Dla transportu szynowego lub aplikacji energoelektronicznych produkowane są moduły o napięciach 48 V i wyższych np. 160 V (fotografia 13). W wielu przypadkach są to bloki z wbudowanymi zabezpieczeniami i balanserami oraz także z ładowarką.

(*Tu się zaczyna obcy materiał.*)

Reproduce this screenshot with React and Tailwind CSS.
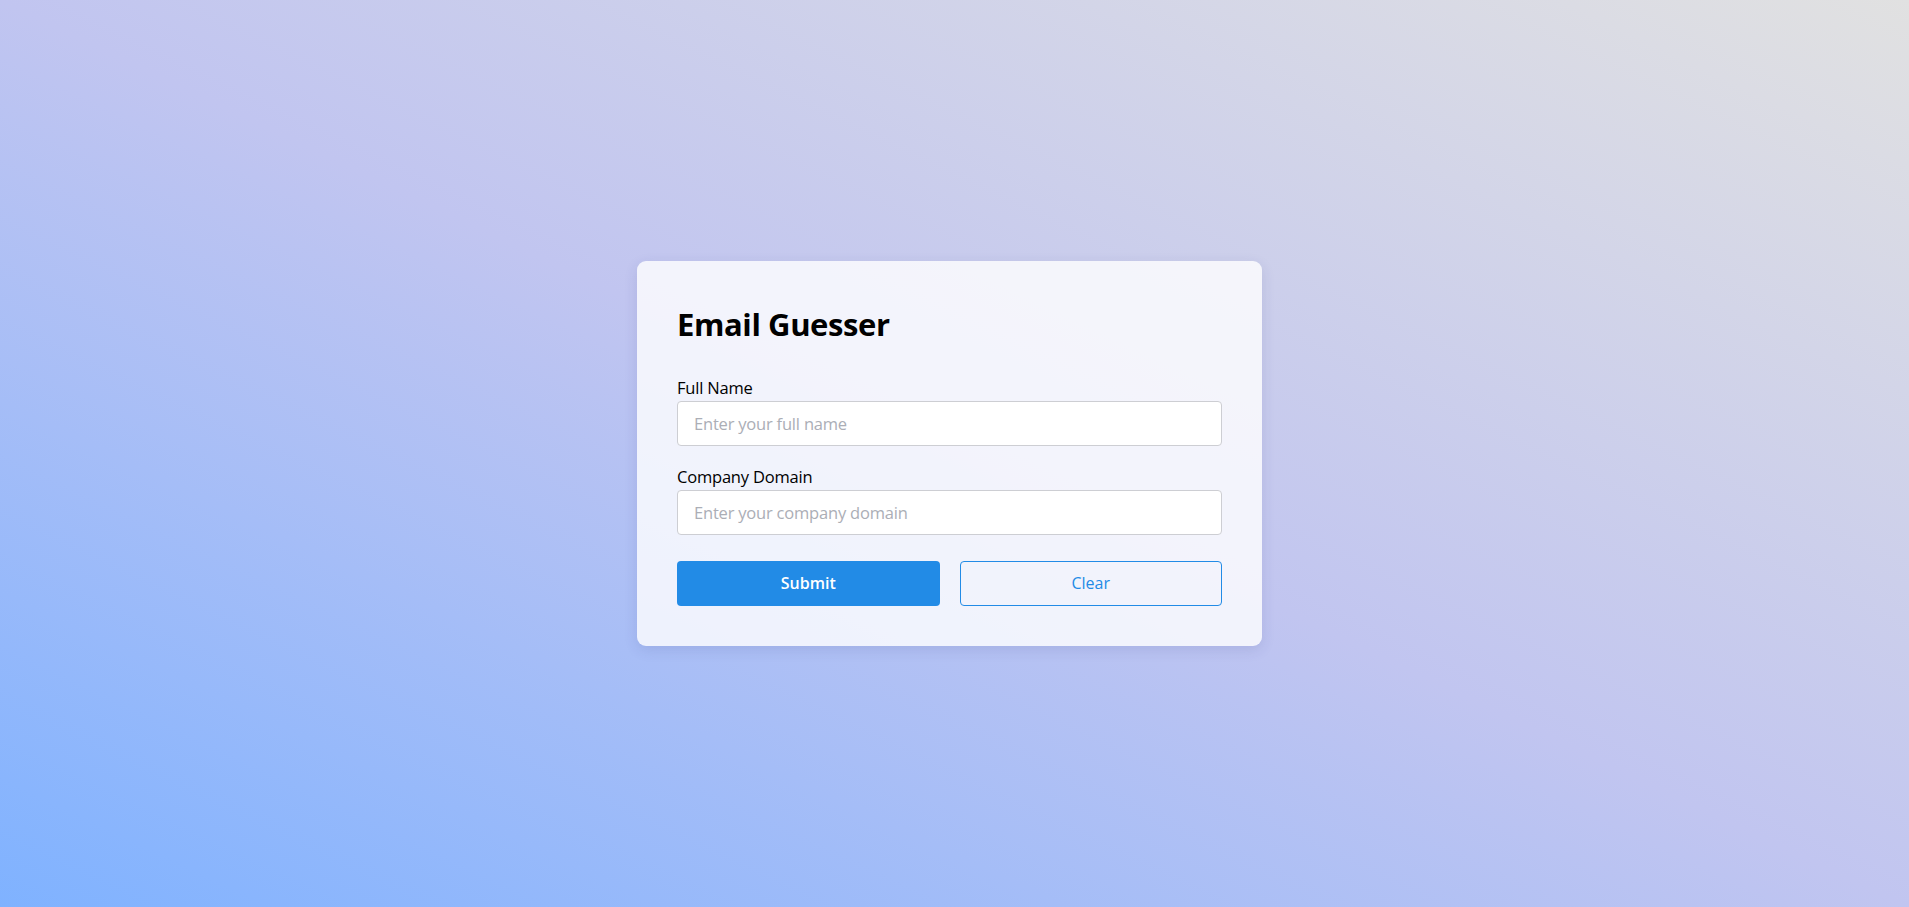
export default function App() {
  return (
    <div
      className="min-h-screen w-full flex items-center justify-center pr-[10px] pb-[1px] bg-linear-to-tr from-[#7fb2ff] via-[#c1c5f0] to-[#e1e1e1]"
      style={{ fontFamily: '"Open Sans", "Noto Sans", Arial, sans-serif' }}
    >
      <div className="w-[625px] rounded-[9px] bg-white/80 p-10 shadow-[0_4px_14px_rgba(40,50,120,0.12)]">
        <h1 className="m-0 text-[31px] leading-[46px] font-bold text-black tracking-[-0.4px] mb-[30px]">
          Email Guesser
        </h1>
        <div className="flex flex-col">
          <label className="text-[16.5px] leading-[22px] text-black mb-[2px] tracking-[-0.2px]">Full Name</label>
          <input
            type="text"
            placeholder="Enter your full name"
            className="h-[45px] w-full rounded-[4px] border border-[#cdced3] bg-white px-4 text-[16.5px] text-black outline-none placeholder:text-[#abaeb6] tracking-[-0.2px]"
          />
        </div>
        <div className="flex flex-col mt-[20px]">
          <label className="text-[16.5px] leading-[22px] text-black mb-[2px] tracking-[-0.2px]">Company Domain</label>
          <input
            type="text"
            placeholder="Enter your company domain"
            className="h-[45px] w-full rounded-[4px] border border-[#cdced3] bg-white px-4 text-[16.5px] text-black outline-none placeholder:text-[#abaeb6] tracking-[-0.2px]"
          />
        </div>
        <div className="mt-[26px] grid grid-cols-2 gap-5">
          <button className="h-[45px] rounded-[4px] bg-[#228be6] text-white text-[16px] font-semibold">
            Submit
          </button>
          <button className="h-[45px] rounded-[4px] border border-[#228be6] bg-transparent text-[#228be6] text-[16px] font-medium">
            Clear
          </button>
        </div>
      </div>
    </div>
  );
}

Bezpieczeństwo eksploatacji
Po omówieniu budowy i przeglądzie dostępnych wykonań koniecznie należy zapoznać się z podstawowymi zasadami bezpiecznego użytkowania superkondensatorów:
- zawsze sprawdź polaryzację kondensatora przed wlutowaniem lub podłączeniem do układu,
- nigdy nie przekraczaj napięcia znamionowego, zwiększa to prąd upływu i w efekcie grozi eksplozją lub pożarem,
- stosuj zabezpieczenia przeciążeniowe i zwarciowe o odpowiedniej zdolności łączeniowej przystosowane do prądu stałego,
- nie przekraczaj temperatury pracy kondensatora, pomimo szerokiego zakresu temperatury dopuszczalnej, jego trwałość znacząco zależy od temperatury,
- zachowaj zalecenia producenta podczas lutowania, montażu i mycia obwodów z superkondensatorami,
- nie otwieraj, nie rozcinaj, nie zgniataj obudowy superkondensatora,
- nie stosuj kondensatorów bezpośrednio w środowisku z ryzykiem kondensacji lub zawierającym gazy toksyczne, pomimo uszczelnienia obudowy, może pojawić się korozja wyprowadzeń lub pogorszenie parametrów kondensatora,
- nie przekraczaj dopuszczalnych prądów ładowania i rozładowania,
- nie stosuj superkondensatorów do filtracji zasilania (chyba że producent dopuszcza taki tryb pracy),
- w przypadku kondensatorów z wyprowadzeniami śrubowymi, które gromadzą dużą energię, zadbaj o odpowiedni moment dokręcania śrub (klucz dynamometryczny) oraz odpowiednie przekroje mostków prądowych - istnieje ryzyko pożaru przy zwiększeniu się rezystancji styku,
- gdy kondensatory narażone są na wibracje, zadbaj o odpowiednie mocowanie mechaniczne, stosując podkładki sprężynujące, masy zalewowe i uszczelniające pochłaniające wibracje,
- nie dopuszczaj do naprężeń mechanicznych na wyprowadzeniach kondensatorów, to w większości przypadków dosyć ciężkie elementy,
- w przypadku zestawienia baterii z kondensatorów połączonych szeregowo zastosuj balanser, utrzymujący odpowiedni rozkład napięcia na poszczególnych kondensatorach,
- zwiększ margines bezpieczeństwa 5...10% dla napięcia dopuszczalnego w baterii kondensatorów połączonych szeregowo, zmniejsza to nieco zgromadzony ładunek, ale zapobiega problemom przy zmianach temperatury i starzeniu się elementów oraz nieidealnej pracy balansera,
- przy projektowaniu płytek staraj się nie prowadzić ścieżek pod kondensatorami, może to zwiększać prawdopodobieństwo zwarcia z obudową kondensatora lub powodować nieprzewidziane skutki podczas rozszczelnienia się przepustów kondensatora i wycieku elektrolitu,
- w przypadku kondensatorów LIC, nie dopuszczaj do spadku napięcia na zaciskach poniżej napięcia minimalnego,
- podczas przechowywania utrzymuj odpowiednią temperaturę i wilgotność oraz w przypadku LIC minimalne napięcia na zaciskach,
- nigdy nie zwieraj zacisków superkondensatorów, zgromadzona w elemencie energia może doprowadzić do pożaru, a przy modułach o wyższym napięciu do zajarzenia łuku elektrycznego. Pożar taki może być trudny do ugaszenia, trzeba będzie odczekać do czasu
- rozładowania kondensatora lub przepalenia przyczyny zwarcia,
- po wycofaniu z eksploatacji superkondensatory podlegają recyklingowi.
Podsumowanie
Artykuł tylko w skrócie przybliża informacje o superkondensatorach, zachęcam do bliższego zapoznania się z tą obiecującą technologią przechowywania energii. Na łamach EP opublikowałem już kilka artykułów, w których te ciekawe elementy znajdują zastosowanie, np. w zasilaczach UPS dla Arduino i Launchpada. Opracowany został także zasilacz bezprzerwowy dla Raspberry Pi z superkondensatorami 4×22 F umożliwiający bezpieczne zamknięcie systemu po zaniku zasilania. Zachęcam do zapoznania się z tymi projektami oraz pomocniczymi układami balanserów i ładowarek, i do podjęcia prób zastosowania ich we własnych aplikacjach.